___ Data supplied ___

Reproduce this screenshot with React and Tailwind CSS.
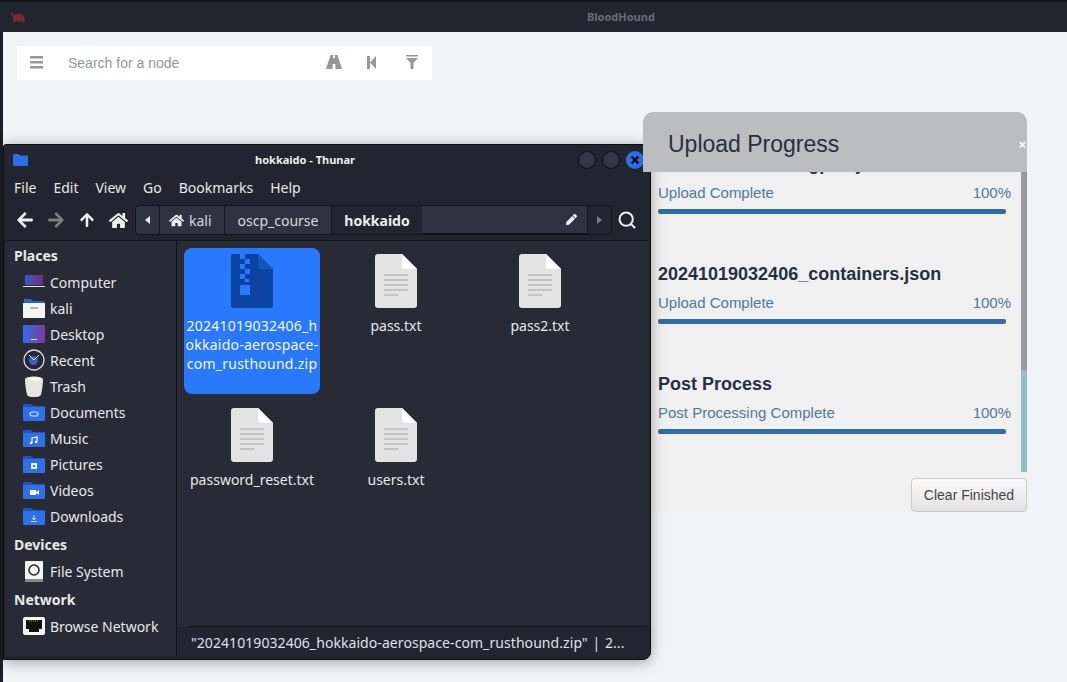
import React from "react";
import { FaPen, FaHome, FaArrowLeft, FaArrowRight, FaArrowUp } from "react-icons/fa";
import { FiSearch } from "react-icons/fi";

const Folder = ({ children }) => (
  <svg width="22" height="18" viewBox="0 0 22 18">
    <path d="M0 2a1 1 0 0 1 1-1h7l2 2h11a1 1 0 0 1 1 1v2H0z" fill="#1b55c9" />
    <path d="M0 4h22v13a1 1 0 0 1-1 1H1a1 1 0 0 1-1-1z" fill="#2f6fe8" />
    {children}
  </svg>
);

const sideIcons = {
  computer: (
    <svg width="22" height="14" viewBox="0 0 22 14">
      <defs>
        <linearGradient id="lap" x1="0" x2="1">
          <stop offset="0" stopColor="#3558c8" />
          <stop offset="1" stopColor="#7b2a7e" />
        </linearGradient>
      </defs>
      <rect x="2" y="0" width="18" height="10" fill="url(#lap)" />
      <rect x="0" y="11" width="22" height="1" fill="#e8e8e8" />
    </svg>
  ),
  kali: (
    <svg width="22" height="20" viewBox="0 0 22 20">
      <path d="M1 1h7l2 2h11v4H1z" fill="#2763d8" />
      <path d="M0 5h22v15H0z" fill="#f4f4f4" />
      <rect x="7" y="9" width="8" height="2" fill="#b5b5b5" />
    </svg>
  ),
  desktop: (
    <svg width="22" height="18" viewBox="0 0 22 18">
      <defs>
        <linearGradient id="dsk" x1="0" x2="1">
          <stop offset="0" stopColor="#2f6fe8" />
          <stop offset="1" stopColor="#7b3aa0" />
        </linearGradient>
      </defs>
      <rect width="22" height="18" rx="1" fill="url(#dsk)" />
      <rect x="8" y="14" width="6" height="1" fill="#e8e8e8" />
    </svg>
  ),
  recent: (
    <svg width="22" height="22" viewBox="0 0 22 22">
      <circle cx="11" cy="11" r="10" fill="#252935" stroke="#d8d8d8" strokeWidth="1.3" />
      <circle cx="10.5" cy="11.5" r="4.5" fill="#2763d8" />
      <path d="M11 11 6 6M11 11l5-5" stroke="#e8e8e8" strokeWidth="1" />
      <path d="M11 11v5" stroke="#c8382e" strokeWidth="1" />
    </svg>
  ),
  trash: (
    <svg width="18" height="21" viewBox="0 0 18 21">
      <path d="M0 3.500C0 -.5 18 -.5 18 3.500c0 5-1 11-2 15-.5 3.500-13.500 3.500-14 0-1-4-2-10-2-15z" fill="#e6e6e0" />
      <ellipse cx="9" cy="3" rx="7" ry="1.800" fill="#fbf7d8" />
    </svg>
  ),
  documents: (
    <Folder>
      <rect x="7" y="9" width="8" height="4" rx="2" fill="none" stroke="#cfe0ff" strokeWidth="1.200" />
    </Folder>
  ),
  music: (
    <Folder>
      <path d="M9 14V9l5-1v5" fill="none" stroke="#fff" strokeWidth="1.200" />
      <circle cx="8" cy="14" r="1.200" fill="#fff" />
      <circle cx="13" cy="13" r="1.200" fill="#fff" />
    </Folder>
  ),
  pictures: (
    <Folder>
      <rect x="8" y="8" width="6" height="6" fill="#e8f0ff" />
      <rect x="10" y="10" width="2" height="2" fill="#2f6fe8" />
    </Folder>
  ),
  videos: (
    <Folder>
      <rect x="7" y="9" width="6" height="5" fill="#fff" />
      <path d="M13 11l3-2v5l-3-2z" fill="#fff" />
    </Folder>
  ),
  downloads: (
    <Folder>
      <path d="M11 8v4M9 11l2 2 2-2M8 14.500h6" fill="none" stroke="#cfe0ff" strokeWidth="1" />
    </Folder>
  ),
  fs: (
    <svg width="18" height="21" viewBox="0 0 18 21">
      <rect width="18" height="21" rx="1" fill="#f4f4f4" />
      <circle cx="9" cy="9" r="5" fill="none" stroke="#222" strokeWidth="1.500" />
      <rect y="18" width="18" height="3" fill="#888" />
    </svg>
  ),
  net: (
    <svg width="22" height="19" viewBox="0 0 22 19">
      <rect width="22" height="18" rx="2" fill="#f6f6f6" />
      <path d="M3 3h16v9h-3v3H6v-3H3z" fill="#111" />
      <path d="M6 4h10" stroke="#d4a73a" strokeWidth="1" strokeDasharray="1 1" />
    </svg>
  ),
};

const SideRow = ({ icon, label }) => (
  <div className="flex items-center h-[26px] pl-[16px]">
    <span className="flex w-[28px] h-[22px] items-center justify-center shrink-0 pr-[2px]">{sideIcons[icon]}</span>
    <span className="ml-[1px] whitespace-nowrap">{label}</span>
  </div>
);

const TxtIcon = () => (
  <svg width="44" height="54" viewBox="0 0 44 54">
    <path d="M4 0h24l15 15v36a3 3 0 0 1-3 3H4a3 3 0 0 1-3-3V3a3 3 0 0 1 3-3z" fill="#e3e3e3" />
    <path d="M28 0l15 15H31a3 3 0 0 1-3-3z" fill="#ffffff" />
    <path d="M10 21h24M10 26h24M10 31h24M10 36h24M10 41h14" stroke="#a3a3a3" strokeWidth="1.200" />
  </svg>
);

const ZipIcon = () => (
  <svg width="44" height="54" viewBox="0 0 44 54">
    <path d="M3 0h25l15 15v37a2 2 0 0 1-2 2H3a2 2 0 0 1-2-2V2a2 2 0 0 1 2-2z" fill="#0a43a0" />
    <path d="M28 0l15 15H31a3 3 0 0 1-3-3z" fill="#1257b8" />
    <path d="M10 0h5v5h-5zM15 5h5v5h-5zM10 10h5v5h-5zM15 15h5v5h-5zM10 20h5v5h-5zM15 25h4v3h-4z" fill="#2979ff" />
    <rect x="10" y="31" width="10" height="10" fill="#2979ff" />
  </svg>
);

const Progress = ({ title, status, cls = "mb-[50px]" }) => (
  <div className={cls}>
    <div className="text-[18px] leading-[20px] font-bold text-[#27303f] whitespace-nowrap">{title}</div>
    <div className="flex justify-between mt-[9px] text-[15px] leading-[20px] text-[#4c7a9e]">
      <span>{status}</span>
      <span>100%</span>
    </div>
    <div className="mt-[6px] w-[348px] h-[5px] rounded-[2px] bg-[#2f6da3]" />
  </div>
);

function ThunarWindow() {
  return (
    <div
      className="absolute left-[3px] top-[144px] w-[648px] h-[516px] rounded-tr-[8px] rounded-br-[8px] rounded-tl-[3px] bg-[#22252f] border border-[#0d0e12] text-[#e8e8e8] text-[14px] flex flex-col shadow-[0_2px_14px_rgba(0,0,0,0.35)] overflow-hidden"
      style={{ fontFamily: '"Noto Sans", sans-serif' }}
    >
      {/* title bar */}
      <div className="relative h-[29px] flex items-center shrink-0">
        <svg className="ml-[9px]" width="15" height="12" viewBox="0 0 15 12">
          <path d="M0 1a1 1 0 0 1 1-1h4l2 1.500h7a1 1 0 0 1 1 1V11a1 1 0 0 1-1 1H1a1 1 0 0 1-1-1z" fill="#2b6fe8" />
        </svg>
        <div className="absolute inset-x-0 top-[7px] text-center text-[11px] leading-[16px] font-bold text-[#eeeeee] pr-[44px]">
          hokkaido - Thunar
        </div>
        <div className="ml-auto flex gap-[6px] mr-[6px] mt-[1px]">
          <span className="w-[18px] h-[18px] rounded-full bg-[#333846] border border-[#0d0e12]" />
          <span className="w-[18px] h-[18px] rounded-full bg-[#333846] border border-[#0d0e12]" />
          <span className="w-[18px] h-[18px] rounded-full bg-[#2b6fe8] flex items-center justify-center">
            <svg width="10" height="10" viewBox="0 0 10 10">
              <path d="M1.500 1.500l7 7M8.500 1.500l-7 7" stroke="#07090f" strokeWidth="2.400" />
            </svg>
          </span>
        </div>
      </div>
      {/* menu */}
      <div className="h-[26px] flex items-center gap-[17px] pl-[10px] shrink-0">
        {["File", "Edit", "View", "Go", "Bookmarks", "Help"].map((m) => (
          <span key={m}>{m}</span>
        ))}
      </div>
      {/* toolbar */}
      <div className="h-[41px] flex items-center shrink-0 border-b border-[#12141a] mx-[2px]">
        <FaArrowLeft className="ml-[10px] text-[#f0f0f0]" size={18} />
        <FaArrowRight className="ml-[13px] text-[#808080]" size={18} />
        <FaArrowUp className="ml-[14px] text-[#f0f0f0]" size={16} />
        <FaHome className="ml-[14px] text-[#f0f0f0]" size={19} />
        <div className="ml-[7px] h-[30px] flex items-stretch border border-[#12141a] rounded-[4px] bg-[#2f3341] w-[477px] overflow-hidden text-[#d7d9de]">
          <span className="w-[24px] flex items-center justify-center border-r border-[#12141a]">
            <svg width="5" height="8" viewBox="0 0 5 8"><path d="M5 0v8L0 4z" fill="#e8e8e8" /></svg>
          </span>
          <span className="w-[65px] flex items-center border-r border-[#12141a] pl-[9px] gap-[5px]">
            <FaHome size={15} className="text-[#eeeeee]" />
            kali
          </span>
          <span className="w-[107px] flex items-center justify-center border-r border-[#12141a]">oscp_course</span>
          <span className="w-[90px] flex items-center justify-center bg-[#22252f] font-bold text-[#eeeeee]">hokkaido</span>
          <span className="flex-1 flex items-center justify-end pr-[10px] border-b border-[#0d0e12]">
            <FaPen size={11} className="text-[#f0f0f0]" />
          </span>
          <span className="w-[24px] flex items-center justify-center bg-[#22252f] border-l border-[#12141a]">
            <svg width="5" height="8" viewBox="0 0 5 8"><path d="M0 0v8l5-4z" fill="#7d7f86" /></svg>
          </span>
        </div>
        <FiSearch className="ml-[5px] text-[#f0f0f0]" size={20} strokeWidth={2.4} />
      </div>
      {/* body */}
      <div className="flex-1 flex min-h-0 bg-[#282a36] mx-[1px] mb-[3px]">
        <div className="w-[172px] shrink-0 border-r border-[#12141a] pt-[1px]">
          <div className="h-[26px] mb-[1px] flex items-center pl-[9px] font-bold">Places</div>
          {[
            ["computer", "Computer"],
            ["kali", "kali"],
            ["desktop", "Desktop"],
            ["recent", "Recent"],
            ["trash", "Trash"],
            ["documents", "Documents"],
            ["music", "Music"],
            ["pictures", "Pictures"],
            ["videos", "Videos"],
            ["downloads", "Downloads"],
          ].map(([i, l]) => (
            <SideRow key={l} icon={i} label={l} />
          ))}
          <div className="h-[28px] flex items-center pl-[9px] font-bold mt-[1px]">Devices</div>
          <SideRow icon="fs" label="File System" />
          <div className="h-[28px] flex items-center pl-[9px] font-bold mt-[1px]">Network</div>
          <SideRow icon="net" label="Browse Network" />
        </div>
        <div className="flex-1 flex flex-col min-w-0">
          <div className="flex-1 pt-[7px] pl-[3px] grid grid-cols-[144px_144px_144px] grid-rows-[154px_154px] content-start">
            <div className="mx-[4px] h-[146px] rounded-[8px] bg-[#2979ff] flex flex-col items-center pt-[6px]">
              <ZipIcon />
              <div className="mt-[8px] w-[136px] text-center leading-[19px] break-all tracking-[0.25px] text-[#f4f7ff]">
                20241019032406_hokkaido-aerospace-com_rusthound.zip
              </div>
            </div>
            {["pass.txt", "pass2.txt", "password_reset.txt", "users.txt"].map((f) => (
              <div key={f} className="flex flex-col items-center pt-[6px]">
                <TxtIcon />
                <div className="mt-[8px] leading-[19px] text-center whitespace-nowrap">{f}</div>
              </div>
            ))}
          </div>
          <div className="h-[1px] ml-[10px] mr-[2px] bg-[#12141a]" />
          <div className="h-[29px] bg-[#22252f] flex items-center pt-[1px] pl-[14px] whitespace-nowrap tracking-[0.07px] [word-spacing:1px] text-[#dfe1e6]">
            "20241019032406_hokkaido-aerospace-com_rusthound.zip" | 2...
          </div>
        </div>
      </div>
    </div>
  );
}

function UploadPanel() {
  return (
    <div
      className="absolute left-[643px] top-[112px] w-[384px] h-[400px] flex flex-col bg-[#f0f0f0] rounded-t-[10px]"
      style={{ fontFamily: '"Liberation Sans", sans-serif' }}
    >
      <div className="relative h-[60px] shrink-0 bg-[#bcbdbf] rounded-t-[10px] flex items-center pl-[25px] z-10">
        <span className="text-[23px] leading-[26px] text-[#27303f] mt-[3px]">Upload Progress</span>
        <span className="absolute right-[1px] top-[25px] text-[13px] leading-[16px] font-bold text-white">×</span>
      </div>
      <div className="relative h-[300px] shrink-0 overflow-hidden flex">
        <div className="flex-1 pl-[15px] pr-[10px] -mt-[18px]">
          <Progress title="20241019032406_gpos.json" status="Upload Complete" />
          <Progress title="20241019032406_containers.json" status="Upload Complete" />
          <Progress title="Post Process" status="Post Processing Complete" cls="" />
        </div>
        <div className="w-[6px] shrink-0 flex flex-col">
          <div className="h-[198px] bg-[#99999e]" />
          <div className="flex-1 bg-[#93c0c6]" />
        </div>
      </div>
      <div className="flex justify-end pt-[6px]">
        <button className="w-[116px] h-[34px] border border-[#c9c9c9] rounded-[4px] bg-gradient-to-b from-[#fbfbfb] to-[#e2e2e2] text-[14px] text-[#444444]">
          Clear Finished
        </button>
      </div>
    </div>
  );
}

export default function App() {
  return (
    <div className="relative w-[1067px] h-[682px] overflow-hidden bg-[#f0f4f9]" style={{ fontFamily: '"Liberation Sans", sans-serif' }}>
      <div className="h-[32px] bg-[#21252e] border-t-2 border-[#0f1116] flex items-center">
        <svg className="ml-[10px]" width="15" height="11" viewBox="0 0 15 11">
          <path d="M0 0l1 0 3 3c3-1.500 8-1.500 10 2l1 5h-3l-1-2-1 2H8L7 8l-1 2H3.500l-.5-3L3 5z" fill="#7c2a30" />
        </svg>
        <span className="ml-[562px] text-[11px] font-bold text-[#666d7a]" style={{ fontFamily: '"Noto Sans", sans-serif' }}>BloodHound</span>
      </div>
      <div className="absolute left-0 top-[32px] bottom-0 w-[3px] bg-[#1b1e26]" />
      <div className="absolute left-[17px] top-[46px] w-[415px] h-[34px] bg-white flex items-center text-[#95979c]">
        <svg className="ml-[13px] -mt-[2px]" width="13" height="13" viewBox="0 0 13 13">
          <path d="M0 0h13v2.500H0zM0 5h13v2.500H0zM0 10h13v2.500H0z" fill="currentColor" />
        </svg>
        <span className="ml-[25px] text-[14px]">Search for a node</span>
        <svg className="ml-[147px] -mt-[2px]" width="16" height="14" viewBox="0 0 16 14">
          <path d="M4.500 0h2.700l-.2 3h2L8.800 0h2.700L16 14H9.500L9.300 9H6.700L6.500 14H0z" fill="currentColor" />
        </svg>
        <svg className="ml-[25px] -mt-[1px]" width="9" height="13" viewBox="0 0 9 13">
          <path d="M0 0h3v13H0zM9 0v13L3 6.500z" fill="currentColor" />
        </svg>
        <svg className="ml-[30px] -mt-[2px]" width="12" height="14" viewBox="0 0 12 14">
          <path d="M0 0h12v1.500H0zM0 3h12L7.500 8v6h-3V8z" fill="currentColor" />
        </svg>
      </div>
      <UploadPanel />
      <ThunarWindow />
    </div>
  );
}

___
___ Data supplied ___

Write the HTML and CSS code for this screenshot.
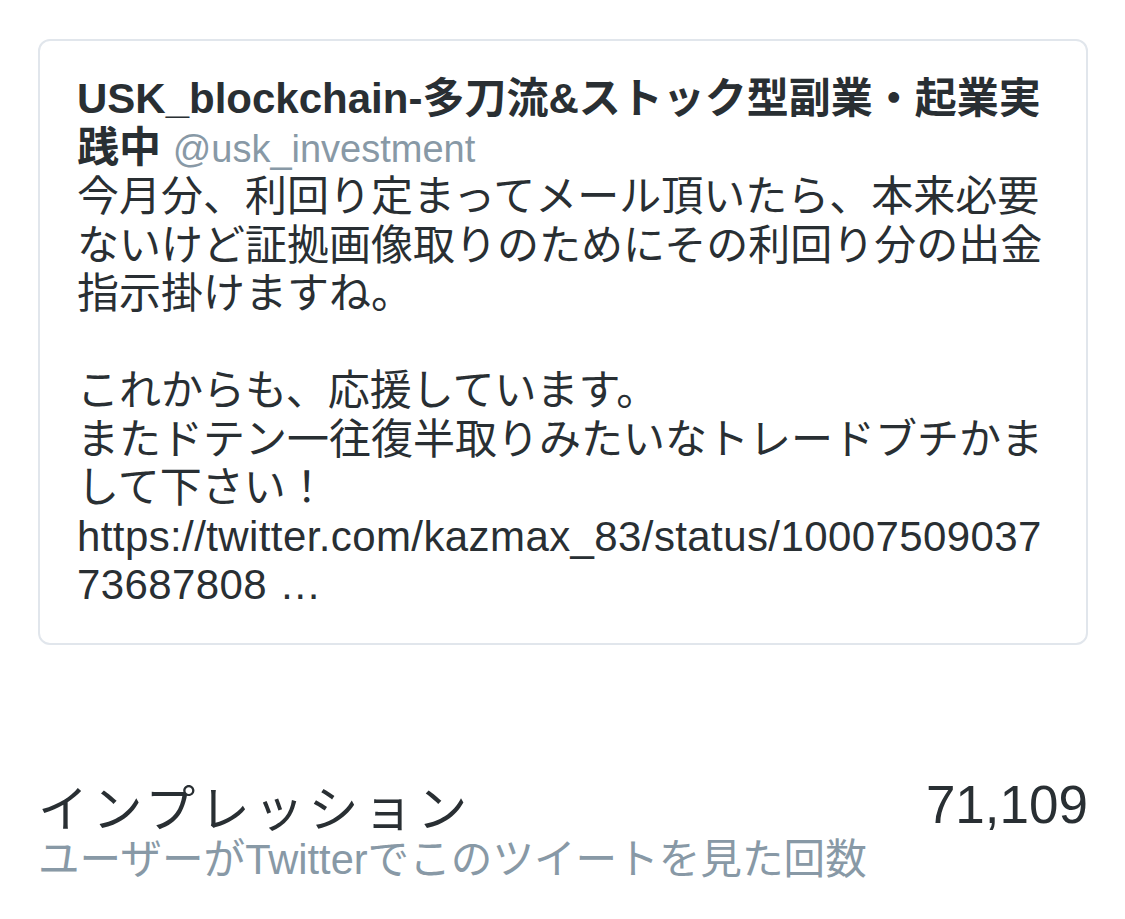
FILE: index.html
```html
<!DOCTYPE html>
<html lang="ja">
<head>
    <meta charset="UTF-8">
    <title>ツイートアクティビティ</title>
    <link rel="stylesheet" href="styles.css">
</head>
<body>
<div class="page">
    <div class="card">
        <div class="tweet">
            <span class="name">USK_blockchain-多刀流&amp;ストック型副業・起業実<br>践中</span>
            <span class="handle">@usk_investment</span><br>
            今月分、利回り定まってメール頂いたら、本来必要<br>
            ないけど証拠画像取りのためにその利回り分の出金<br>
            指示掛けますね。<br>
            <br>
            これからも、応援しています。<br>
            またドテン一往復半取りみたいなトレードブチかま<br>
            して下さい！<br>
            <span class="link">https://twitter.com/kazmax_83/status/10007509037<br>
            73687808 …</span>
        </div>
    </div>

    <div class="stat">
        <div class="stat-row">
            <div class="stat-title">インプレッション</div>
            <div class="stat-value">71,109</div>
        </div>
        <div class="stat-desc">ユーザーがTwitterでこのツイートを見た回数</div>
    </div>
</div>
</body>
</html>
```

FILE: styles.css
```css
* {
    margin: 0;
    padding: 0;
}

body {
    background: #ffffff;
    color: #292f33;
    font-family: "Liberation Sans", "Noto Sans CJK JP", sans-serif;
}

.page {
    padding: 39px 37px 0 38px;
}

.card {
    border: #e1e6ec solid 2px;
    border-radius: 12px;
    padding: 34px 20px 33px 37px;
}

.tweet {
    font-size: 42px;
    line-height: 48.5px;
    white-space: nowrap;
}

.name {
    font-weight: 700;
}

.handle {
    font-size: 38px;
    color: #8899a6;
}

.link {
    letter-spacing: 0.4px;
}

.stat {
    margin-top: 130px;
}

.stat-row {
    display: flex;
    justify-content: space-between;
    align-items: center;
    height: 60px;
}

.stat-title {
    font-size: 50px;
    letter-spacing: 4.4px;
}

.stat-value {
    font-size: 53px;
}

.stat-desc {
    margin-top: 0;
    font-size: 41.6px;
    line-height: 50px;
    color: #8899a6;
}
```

___

Each line in the material either holds the string "this" or does not. State how many do, and nothing else.

2